» **What you will do**
Copy all lines that contain the word "size".

────────────────────

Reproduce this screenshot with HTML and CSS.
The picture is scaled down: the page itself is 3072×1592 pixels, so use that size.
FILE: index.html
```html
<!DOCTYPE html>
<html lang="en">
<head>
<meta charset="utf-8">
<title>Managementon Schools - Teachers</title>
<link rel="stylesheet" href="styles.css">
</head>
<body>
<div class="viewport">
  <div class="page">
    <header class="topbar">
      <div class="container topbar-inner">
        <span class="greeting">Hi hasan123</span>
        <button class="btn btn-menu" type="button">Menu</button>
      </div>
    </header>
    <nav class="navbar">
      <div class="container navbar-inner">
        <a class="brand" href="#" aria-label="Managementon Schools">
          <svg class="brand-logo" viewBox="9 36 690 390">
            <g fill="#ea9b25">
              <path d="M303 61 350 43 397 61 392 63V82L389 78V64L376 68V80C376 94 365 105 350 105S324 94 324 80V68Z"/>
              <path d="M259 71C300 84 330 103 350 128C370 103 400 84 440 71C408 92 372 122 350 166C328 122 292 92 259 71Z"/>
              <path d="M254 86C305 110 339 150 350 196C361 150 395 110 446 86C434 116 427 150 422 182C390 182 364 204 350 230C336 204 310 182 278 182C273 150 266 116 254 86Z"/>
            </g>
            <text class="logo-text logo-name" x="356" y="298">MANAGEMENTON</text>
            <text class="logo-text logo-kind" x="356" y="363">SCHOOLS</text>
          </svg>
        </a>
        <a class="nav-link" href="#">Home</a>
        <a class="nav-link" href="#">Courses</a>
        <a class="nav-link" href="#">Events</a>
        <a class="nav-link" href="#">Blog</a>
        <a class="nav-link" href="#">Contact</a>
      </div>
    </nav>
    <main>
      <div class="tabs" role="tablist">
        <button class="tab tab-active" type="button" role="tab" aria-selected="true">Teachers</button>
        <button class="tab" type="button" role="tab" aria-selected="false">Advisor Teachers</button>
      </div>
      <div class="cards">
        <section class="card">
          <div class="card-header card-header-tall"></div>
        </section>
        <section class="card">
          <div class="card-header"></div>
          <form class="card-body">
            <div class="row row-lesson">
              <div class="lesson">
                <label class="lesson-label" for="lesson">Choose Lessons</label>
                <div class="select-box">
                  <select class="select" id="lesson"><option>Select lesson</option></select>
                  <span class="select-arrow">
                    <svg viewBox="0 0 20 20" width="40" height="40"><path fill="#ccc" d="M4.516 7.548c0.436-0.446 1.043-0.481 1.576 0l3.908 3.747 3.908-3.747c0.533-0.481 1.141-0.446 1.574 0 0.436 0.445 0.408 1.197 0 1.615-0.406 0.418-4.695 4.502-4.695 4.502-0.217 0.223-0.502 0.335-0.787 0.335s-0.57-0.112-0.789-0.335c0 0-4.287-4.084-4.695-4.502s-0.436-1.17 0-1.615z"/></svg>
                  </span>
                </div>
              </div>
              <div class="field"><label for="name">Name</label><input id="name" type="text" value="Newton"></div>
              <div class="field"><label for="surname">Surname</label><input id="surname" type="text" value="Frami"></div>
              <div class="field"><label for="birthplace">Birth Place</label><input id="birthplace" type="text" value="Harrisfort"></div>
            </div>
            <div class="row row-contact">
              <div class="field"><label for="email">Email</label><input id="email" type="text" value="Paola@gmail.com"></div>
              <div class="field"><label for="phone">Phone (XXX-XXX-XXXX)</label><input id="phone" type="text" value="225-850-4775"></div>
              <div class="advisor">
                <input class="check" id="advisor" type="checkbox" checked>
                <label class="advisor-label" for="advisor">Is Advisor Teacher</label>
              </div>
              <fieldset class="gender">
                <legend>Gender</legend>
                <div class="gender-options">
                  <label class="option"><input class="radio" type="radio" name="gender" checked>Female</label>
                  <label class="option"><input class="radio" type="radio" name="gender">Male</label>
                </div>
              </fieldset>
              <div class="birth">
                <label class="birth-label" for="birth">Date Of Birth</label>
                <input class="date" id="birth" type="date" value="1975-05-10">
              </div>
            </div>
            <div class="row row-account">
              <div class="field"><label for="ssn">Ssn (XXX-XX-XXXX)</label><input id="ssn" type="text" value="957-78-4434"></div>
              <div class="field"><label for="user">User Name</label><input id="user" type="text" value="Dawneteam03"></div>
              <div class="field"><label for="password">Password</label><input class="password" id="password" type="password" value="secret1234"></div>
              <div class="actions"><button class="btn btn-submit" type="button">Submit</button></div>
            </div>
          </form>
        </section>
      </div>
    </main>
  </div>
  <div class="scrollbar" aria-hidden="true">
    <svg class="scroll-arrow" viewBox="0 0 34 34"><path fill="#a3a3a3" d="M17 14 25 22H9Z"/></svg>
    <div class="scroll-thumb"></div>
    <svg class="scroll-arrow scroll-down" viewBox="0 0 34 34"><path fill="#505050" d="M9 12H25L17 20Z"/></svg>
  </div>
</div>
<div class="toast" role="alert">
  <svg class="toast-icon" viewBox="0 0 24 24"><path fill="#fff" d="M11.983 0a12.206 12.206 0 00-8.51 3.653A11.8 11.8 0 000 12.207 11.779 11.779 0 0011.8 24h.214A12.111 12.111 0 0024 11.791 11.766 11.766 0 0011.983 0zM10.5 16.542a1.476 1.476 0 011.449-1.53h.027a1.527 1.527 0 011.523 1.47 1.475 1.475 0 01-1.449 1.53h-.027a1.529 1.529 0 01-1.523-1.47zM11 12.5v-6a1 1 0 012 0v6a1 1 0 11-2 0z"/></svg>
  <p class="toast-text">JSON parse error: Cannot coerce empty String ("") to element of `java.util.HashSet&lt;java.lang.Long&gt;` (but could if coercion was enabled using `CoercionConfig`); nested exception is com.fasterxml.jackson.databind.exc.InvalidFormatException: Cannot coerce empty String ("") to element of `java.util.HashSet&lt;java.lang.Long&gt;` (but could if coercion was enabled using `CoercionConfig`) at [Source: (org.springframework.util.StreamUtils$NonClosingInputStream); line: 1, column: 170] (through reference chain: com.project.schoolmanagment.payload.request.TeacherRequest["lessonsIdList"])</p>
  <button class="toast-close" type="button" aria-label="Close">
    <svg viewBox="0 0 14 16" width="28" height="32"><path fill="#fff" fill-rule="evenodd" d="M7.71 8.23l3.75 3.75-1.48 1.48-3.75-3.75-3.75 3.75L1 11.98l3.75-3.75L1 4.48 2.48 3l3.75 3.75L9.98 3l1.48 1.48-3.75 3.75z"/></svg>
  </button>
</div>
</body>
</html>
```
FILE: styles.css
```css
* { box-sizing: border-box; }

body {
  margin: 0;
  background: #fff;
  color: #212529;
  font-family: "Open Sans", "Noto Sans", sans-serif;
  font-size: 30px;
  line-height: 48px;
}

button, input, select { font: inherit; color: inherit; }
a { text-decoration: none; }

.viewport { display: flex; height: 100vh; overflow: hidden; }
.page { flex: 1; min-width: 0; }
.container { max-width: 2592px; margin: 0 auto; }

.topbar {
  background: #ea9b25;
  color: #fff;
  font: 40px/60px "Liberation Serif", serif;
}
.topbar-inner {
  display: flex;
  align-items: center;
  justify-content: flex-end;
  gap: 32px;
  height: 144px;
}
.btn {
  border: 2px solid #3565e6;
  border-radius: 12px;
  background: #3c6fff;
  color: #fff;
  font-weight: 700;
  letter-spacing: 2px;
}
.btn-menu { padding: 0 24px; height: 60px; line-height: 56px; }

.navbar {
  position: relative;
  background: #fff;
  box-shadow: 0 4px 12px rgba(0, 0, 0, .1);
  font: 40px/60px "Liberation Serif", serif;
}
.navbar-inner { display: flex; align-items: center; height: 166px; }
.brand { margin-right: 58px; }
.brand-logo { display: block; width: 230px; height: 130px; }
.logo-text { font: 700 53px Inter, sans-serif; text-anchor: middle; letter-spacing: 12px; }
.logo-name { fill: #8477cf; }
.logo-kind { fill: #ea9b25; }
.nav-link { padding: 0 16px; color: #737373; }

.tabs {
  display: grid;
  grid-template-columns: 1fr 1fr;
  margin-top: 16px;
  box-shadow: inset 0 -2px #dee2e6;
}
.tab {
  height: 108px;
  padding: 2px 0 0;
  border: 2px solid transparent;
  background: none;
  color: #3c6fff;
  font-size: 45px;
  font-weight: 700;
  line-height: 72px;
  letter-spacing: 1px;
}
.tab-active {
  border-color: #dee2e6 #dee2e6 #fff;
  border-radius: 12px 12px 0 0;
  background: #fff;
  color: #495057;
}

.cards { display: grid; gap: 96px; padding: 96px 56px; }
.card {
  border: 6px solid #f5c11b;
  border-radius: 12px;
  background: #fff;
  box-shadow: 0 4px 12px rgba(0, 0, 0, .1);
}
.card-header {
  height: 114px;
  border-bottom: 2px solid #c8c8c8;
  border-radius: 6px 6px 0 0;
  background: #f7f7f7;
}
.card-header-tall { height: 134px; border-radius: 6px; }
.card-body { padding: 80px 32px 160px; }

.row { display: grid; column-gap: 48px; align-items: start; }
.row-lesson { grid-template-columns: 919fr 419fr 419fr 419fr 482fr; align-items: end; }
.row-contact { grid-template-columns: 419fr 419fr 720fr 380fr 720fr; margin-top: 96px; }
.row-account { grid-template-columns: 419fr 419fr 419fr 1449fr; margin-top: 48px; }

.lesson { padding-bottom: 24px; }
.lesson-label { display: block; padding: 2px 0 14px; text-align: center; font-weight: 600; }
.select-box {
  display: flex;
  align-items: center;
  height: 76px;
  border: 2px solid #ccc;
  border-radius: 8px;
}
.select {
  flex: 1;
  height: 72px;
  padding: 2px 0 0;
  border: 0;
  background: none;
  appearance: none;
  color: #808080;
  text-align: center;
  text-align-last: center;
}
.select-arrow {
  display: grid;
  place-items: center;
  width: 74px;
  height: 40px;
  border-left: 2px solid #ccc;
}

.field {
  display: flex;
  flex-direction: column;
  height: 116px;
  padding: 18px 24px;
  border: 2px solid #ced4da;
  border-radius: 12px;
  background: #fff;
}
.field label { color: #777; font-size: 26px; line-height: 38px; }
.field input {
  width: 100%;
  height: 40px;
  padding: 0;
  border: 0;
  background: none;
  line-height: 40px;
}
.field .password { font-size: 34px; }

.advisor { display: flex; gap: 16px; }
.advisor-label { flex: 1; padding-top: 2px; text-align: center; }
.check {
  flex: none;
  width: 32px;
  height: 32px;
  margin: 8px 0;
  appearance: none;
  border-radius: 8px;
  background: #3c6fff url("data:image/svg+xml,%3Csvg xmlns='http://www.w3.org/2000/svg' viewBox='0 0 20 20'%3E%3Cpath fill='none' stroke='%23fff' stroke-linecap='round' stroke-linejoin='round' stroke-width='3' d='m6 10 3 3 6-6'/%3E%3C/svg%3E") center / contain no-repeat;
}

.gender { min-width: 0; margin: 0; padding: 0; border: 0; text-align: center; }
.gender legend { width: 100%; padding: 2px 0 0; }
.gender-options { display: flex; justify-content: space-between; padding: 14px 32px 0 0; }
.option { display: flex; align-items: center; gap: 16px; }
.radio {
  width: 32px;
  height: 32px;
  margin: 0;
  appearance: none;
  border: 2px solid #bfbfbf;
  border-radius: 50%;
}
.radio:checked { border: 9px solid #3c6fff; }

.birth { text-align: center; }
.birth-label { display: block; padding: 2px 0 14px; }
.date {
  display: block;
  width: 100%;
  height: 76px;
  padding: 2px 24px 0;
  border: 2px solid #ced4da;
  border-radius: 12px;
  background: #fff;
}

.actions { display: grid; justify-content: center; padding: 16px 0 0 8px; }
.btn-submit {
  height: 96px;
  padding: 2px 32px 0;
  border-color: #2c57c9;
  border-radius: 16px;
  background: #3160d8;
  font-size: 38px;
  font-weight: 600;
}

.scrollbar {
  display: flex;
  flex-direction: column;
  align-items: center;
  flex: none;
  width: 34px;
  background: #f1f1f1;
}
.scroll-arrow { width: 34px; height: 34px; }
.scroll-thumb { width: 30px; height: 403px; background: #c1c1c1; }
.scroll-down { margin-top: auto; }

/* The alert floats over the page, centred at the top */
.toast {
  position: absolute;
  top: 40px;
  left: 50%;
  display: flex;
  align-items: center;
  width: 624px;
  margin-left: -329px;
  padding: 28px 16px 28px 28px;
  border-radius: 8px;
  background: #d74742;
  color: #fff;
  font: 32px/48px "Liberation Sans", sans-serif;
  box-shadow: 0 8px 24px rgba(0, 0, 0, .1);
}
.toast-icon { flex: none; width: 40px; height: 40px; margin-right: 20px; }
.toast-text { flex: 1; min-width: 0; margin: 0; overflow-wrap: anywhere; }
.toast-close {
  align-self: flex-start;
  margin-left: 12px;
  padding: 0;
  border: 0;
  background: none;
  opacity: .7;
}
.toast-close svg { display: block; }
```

────────────────────

» **Result below**
The picture is scaled down: the page itself is 3072×1592 pixels, so use that size.
  font-size: 30px;
  font-size: 45px;
.field label { color: #777; font-size: 26px; line-height: 38px; }
.field .password { font-size: 34px; }
  font-size: 38px;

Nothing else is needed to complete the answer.